With thyme being very aromatic, you might need a little more inspiration to plant it in your garden. Not only is it reputed to repel corn earworms, it can also be made into a thyme-infused syrup.
You can find even more uses for an abundance of thyme which extend beyond sprinkling it on your chicken.
Using Other Plants to Attract Beneficial Insects
In addition to the common garden plants listed above, there is a plethora more, worth discovering. Some are edible, while others are not. Either way, they are corn companion plants that will attract beneficial insects that help to keep those earworm beetles in check.
If you can add any to the edge of your garden, yard, or planted directly in your hedgerow, you can bet that your corn will be the tastiest on the block.
- Black-eyed Susans (Rudbeckia sp.)
- Buckwheat (Eriogonum sp.)
- Common boneset (Eupatorium perfoliatum)
- Geranium (Pelargonium sp.)
- Goldenrod (Solidago sp.)
- Lacy phacelia (Phacelia tanacetifolia)
- Sunflower (Helianthus annus)
- Sweet alyssum (Labularia maritima)
- Yarrow (Achillea millefolium)
4+ Plants Corn Doesn’t Grow Well With
For your best corn harvests, you’ll want to avoid planting it with a handful of other crops.
Corn has a harder time growing with tomatoes, eggplants, broccoli, Brussels sprouts, cabbage, cauliflower, kale and kohlrabi.
Let’s find out why.
You’ve seen a tomato hornworm up close, right? Those otherworldly green guys with decorative patterning on their sides who munch up every tomato in sight?
Well, it turns out they have a taste not only for tomatoes (as their name suggests), but for corn too.
Both tomatoes and corn will attract the corn earworm, otherwise known as the tomato fruitworm. They are caterpillars which devour the leaves and fruits of several crops. If there are too many, your harvests will be less than desirable.
Yet there are ways to control corn earworm, ranging trapping to handpicking or suffocating with oil. Take your pick.
As lovely as eggplants are to eat for us humans, they are delectable for tomato hornworms as well.
For the same reasons above, more good food attracts even more hungry pests.

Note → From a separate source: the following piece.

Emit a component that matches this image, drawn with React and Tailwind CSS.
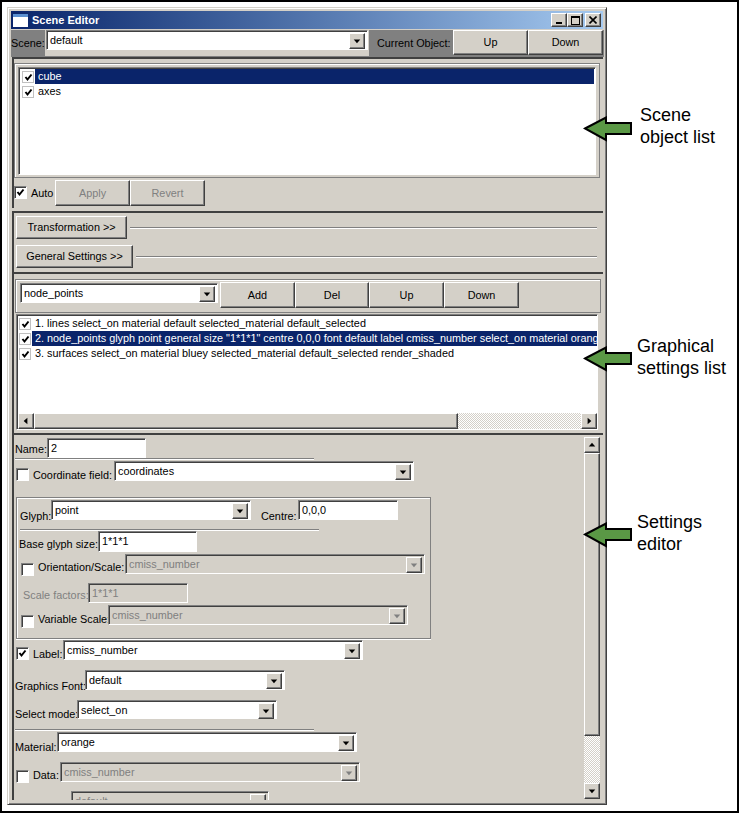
import React from "react";

const raised =
  "bg-[#d4d0c8] border border-t-white border-l-white border-r-[#404040] border-b-[#404040] shadow-[inset_-1px_-1px_0_#808080]";
const sunken =
  "border border-t-[#808080] border-l-[#808080] border-r-white border-b-white shadow-[inset_1px_1px_0_#404040]";
const dither =
  "bg-[repeating-conic-gradient(#d4d0c8_0%_25%,#ffffff_0%_50%)] bg-[length:2px_2px]";

const Button = ({ className = "", disabled, children }) => (
  <div
    className={`${raised} flex shrink-0 items-center justify-center ${
      disabled ? "text-[#808080]" : "text-black"
    } ${className}`}
  >
    {children}
  </div>
);

const Arrow = ({ dir = "down", disabled, className = "" }) => {
  const points = {
    down: "4,6 11,6 7.5,10",
    up: "4,9 11,9 7.5,5",
    left: "9,4 9,11 5,7.5",
    right: "6,4 6,11 10,7.5",
  };
  return (
    <div className={`${raised} shrink-0 ${className}`}>
      <svg width="14" height="14" viewBox="0 0 15 15">
        <polygon points={points[dir]} fill={disabled ? "#808080" : "#000"} />
      </svg>
    </div>
  );
};

const Combo = ({ value, disabled, className = "" }) => (
  <div
    className={`${sunken} flex shrink-0 pl-[3px] pr-[2px] pt-[2px] ${
      disabled ? "bg-[#d4d0c8] text-[#808080]" : "bg-white text-black"
    } ${className}`}
  >
    <span className="flex-1 leading-[14px]">{value}</span>
    <Arrow disabled={disabled} className="w-[16px] h-[16px]" />
  </div>
);

const Field = ({ value, disabled, className = "" }) => (
  <div
    className={`${sunken} shrink-0 pl-[3px] pt-[2px] leading-[14px] ${
      disabled ? "bg-[#d4d0c8] text-[#808080]" : "bg-white text-black"
    } ${className}`}
  >
    {value}
  </div>
);

const Check = ({ checked, className = "" }) => (
  <div className={`${sunken} bg-white w-[13px] h-[13px] shrink-0 ${className}`}>
    {checked && (
      <svg width="11" height="11" viewBox="0 0 11 11" fill="none">
        <path d="M2.5 5 L4.5 7.5 L8.5 2.5" stroke="#000" strokeWidth="2" />
      </svg>
    )}
  </div>
);

const Rule = ({ className = "" }) => (
  <div className={`h-[2px] border-t border-t-[#808080] border-b border-b-white ${className}`} />
);

const Row = ({ className = "", children }) => (
  <div className={`flex items-end whitespace-nowrap ${className}`}>{children}</div>
);

const ListRow = ({ text, selected, className = "" }) => (
  <div className={`flex h-[15px] items-center ${className}`}>
    <Check checked className="ml-[1px] !w-[12px] !h-[12px] !border-[#c0c0c0] !shadow-none" />
    <span
      className={`ml-[1px] flex-1 overflow-hidden whitespace-nowrap pl-[3px] leading-[15px] ${
        selected ? "bg-[#0a246a] text-white" : "text-black"
      }`}
    >
      {text}
    </span>
  </div>
);

// green call-out arrows, they sit over the window edge
const Callout = ({ className = "" }) => (
  <svg
    width="50"
    height="26"
    viewBox="0 0 50 26"
    className={`absolute left-[581px] ${className}`}
  >
    <polygon
      points="2,12.5 23,1.5 23,7 48,7 48,18 23,18 23,24"
      fill="#5a9845"
      stroke="#000"
      strokeWidth="2"
    />
  </svg>
);

const SettingsEditor = () => (
  <div className="flex h-[365px] overflow-hidden pl-[1px]">
    <div className="w-[569px] shrink-0">
      <Row className="mt-[3px]">
        <span className="w-[32px] leading-[16px] pb-[1px]">Name:</span>
        <Field value="2" className="w-[99px] h-[20px]" />
      </Row>
      <Rule className="w-[299px]" />
      <Row className="mt-[1px] ml-[1px]">
        <Check />
        <span className="ml-[4px] w-[81px] leading-[16px] -mb-[2px]">Coordinate field:</span>
        <Combo value="coordinates" className="w-[300px] h-[20px]" />
      </Row>

      <div className="mt-[16px] ml-[1px] w-[415px] h-[142px] border border-[#808080] shadow-[inset_1px_1px_0_#ffffff,0_1px_0_#ffffff]">
        <Row className="mt-[2px] ml-[3px]">
          <span className="w-[31px] leading-[16px] -mb-[4px]">Glyph:</span>
          <Combo value="point" className="w-[200px] h-[20px]" />
          <span className="ml-[10px] w-[37px] leading-[16px] -mb-[4px]">Centre:</span>
          <Field value="0,0,0" className="w-[100px] h-[20px]" />
        </Row>
        <Rule className="mt-[9px] ml-[3px] w-[299px]" />
        <Row className="ml-[2px]">
          <span className="w-[79px] leading-[16px]">Base glyph size:</span>
          <Field value="1*1*1" className="w-[99px] h-[21px]" />
        </Row>
        <Row className="mt-[2px] ml-[4px]">
          <Check className="-mb-[2px]" />
          <span className="ml-[4px] w-[87px] leading-[16px] -mb-[1px]">Orientation/Scale:</span>
          <Combo disabled value="cmiss_number" className="w-[300px] h-[20px]" />
        </Row>
        <Row className="mt-[9px] ml-[6px]">
          <span className="w-[65px] text-[#808080] leading-[16px]">Scale factors:</span>
          <Field disabled value="1*1*1" className="w-[100px] h-[20px]" />
        </Row>
        <Row className="mt-[2px] ml-[4px]">
          <Check className="-mb-[3px]" />
          <span className="ml-[4px] w-[70px] leading-[16px] -mb-[2px]">Variable Scale:</span>
          <Combo disabled value="cmiss_number" className="w-[300px] h-[20px]" />
        </Row>
      </div>

      <Row className="mt-[1px] ml-[1px]">
        <Check checked />
        <span className="ml-[4px] w-[30px] leading-[16px] -mb-[2px]">Label:</span>
        <Combo value="cmiss_number" className="w-[300px] h-[20px]" />
      </Row>
      <Row className="mt-[10px]">
        <span className="w-[70px] leading-[16px] -mb-[4px]">Graphics Font:</span>
        <Combo value="default" className="w-[200px] h-[20px]" />
      </Row>
      <Row className="mt-[10px]">
        <span className="w-[62px] leading-[16px] -mb-[3px]">Select mode:</span>
        <Combo value="select_on" className="w-[200px] h-[19px]" />
      </Row>
      <Rule className="mt-[10px] w-[299px]" />
      <Row className="mt-[1px]">
        <span className="w-[42px] leading-[16px] -mb-[3px]">Material:</span>
        <Combo value="orange" className="w-[300px] h-[20px]" />
      </Row>
      <Row className="mt-[10px] ml-[1px]">
        <Check className="-mb-[1px]" />
        <span className="ml-[4px] w-[27px] leading-[16px] -mb-[1px]">Data:</span>
        <Combo disabled value="cmiss_number" className="w-[300px] h-[20px]" />
      </Row>
      <Combo disabled value="default" className="mt-[9px] ml-[56px] w-[198px] h-[20px]" />
    </div>

    {/* vertical scroll bar */}
    <div className="flex w-[16px] shrink-0 flex-col mt-[2px] h-[362px]">
      <Arrow dir="up" className="w-[16px] h-[16px]" />
      <div className={`${raised} w-[16px] h-[283px] shrink-0`} />
      <div className={`${dither} flex-1`} />
      <Arrow dir="down" className="w-[16px] h-[16px]" />
    </div>
  </div>
);

const App = () => (
  <div className="relative flex w-[739px] h-[813px] overflow-hidden border-2 border-black bg-white font-['Liberation_Sans',sans-serif] text-[10.85px] text-black">
    {/* Scene Editor window */}
    <div className="ml-[5px] mt-[5px] w-[600px] h-[798px] shrink-0 bg-[#d4d0c8] border border-t-[#d4d0c8] border-l-[#d4d0c8] border-r-[#404040] border-b-[#404040] shadow-[inset_1px_1px_0_#ffffff,inset_-1px_-1px_0_#808080] p-[3px]">
      {/* title bar */}
      <div className="flex h-[18px] items-center bg-gradient-to-r from-[#0a246a] to-[#a6caf0] pl-[2px] pr-[2px]">
        <div className="w-[15px] h-[13px] border-t-[3px] border-t-[#5a8fd0] bg-white" />
        <span className="ml-[4px] flex-1 text-[11px] font-bold text-white">Scene Editor</span>
        <Button className="w-[16px] h-[14px] items-end">
          <div className="mb-[2px] w-[6px] h-[2px] bg-black" />
        </Button>
        <Button className="w-[16px] h-[14px]">
          <div className="w-[9px] h-[9px] border border-t-2 border-black" />
        </Button>
        <Button className="ml-[2px] w-[16px] h-[14px]">
          <svg width="8" height="8" viewBox="0 0 8 8">
            <path d="M0.5 0.5 L7.5 7.5 M7.5 0.5 L0.5 7.5" stroke="#000" strokeWidth="1.6" />
          </svg>
        </Button>
      </div>

      {/* scene row */}
      <div className="flex h-[27px] bg-[#808080] mt-[1px] -mr-[1px]">
        <span className="w-[34px] pt-[5px] leading-[16px] whitespace-nowrap">Scene:</span>
        <div className="w-[324px] h-[26px] bg-[#d4d0c8]">
          <Combo value="default" className="w-[322px] h-[20px] ml-[1px]" />
        </div>
        <span className="ml-[8px] w-[76px] pt-[5px] leading-[16px] whitespace-nowrap">Current Object:</span>
        <Button className="w-[75px] h-[25px]">Up</Button>
        <Button className="w-[75px] h-[25px]">Down</Button>
      </div>

      {/* scene object list */}
      <div className="ml-[1px] h-[151px] border-t-2 border-l-2 border-t-[#404040] border-l-[#404040] pr-[3px]">
        <div className="mt-[4px] h-[115px] border border-[#808080] shadow-[inset_1px_1px_0_#ffffff] pt-[3px] pl-[3px] pr-[3px]">
          <div className={`${sunken} h-[108px] bg-white pl-[2px] pr-[1px] pt-[1px]`}>
            <ListRow text="cube" selected />
            <ListRow text="axes" />
          </div>
        </div>
        <div className="mt-[2px] flex">
          <Check checked className="mt-[6px]" />
          <span className="ml-[4px] mt-[5px] w-[24px] leading-[16px]">Auto</span>
          <Button disabled className="w-[75px] h-[26px]">Apply</Button>
          <Button disabled className="w-[75px] h-[26px]">Revert</Button>
        </div>
      </div>

      {/* transformation + general settings */}
      <div className="ml-[1px] mt-[3px] h-[61px] border-t-2 border-l-2 border-t-[#404040] border-l-[#404040]">
        <div className="mt-[3px] ml-[2px] flex items-center">
          <Button className="w-[111px] h-[23px]">Transformation &gt;&gt;</Button>
          <Rule className="ml-[3px] flex-1 mr-[6px]" />
        </div>
        <div className="mt-[6px] ml-[2px] flex items-center">
          <Button className="w-[117px] h-[23px]">General Settings &gt;&gt;</Button>
          <Rule className="ml-[3px] flex-1 mr-[6px]" />
        </div>
      </div>

      {/* graphical settings */}
      <div className="ml-[1px] h-[161px] border-t-2 border-l-2 border-t-[#404040] border-l-[#404040] pr-[2px]">
        <div className="mt-[5px] ml-[1px] h-[34px] border border-[#808080] shadow-[inset_1px_1px_0_#ffffff] flex items-start pl-[4px] pt-[3px]">
          <Combo value="node_points" className="w-[198px] h-[20px]" />
          <Button className="ml-[2px] w-[75px] h-[26px] -mt-[1px]">Add</Button>
          <Button className="w-[74px] h-[26px] -mt-[1px]">Del</Button>
          <Button className="w-[75px] h-[26px] -mt-[1px]">Up</Button>
          <Button className="w-[75px] h-[26px] -mt-[1px]">Down</Button>
        </div>
        <div className={`${sunken} mt-[1px] ml-[2px] h-[116px] bg-white flex flex-col pl-[1px] pt-[1px] w-[582px]`}>
          <ListRow text="1. lines select_on material default selected_material default_selected" />
          <ListRow
            selected
            text={'2. node_points glyph point general size "1*1*1" centre 0,0,0 font default label cmiss_number select_on material orange'}
          />
          <ListRow text="3. surfaces select_on material bluey selected_material default_selected render_shaded" />
          <div className="mt-auto flex h-[16px] shrink-0">
            <Arrow dir="left" className="w-[16px] h-[16px]" />
            <div className={`${raised} w-[424px]`} />
            <div className={`${dither} flex-1`} />
            <Arrow dir="right" className="w-[16px] h-[16px]" />
          </div>
        </div>
      </div>

      {/* settings editor */}
      <div className="ml-[1px] border-t-2 border-l-2 border-t-[#404040] border-l-[#404040]">
        <SettingsEditor />
      </div>
    </div>

    {/* annotations */}
    <div className="ml-[33px] flex flex-col text-[18px] leading-[22px] text-black whitespace-nowrap">
      <p className="mt-[102px]">Scene<br />object list</p>
      <p className="mt-[187px] -ml-[3px]">Graphical<br />settings list</p>
      <p className="mt-[132px] -ml-[3px]">Settings<br />editor</p>
    </div>

    <Callout className="top-[114px]" />
    <Callout className="top-[344px]" />
    <Callout className="top-[520px]" />
  </div>
);

export default App;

More than that, however, is that both corn and eggplants are heavy feeders, which can cause competition for nutrients. While they aren’t harmful to each other, it is better to keep them as far apart as your garden will allow.
Based on the trials of gardeners far and wide, corn doesn’t do any harm to the cabbage family. However, there aren’t necessarily any benefits either.
With so many other plants that cabbage likes, don’t sow the seeds directly in line with broccoli, cauliflower, cabbage, kale or the like. Instead, plant them with beans, beets, celery and onions.
Keep in mind, brassicas like full sun, so make sure you sow their seeds on the sunny side of the corn.
If you simply don’t have the space to sufficiently space out your crops, don’t bother about this one. Just avoid planting your corn next to tomatoes and eggplants.
Related reading: 18 Cabbage Family Companion Plants & 4 To Never Grow Together
As it turns out, fennel is a friend of itself. It appreciates its own space and prefers to be somewhat of a loner.
While it can be grown near dill, the potential for cross-pollination exists. Fine if you don’t want to save your seeds. But if you do wish to save seeds for the future, sow your dill seeds elsewhere (next to corn, cucumbers, onion, lettuce, cabbage family and more).
Planting it on the far side of the garden, or in containers, are the best options if you choose to grow fennel.
There you have it, twelve corn companion plants and four they can grow without.
Wishing you a successful companion planting season, now and in the future.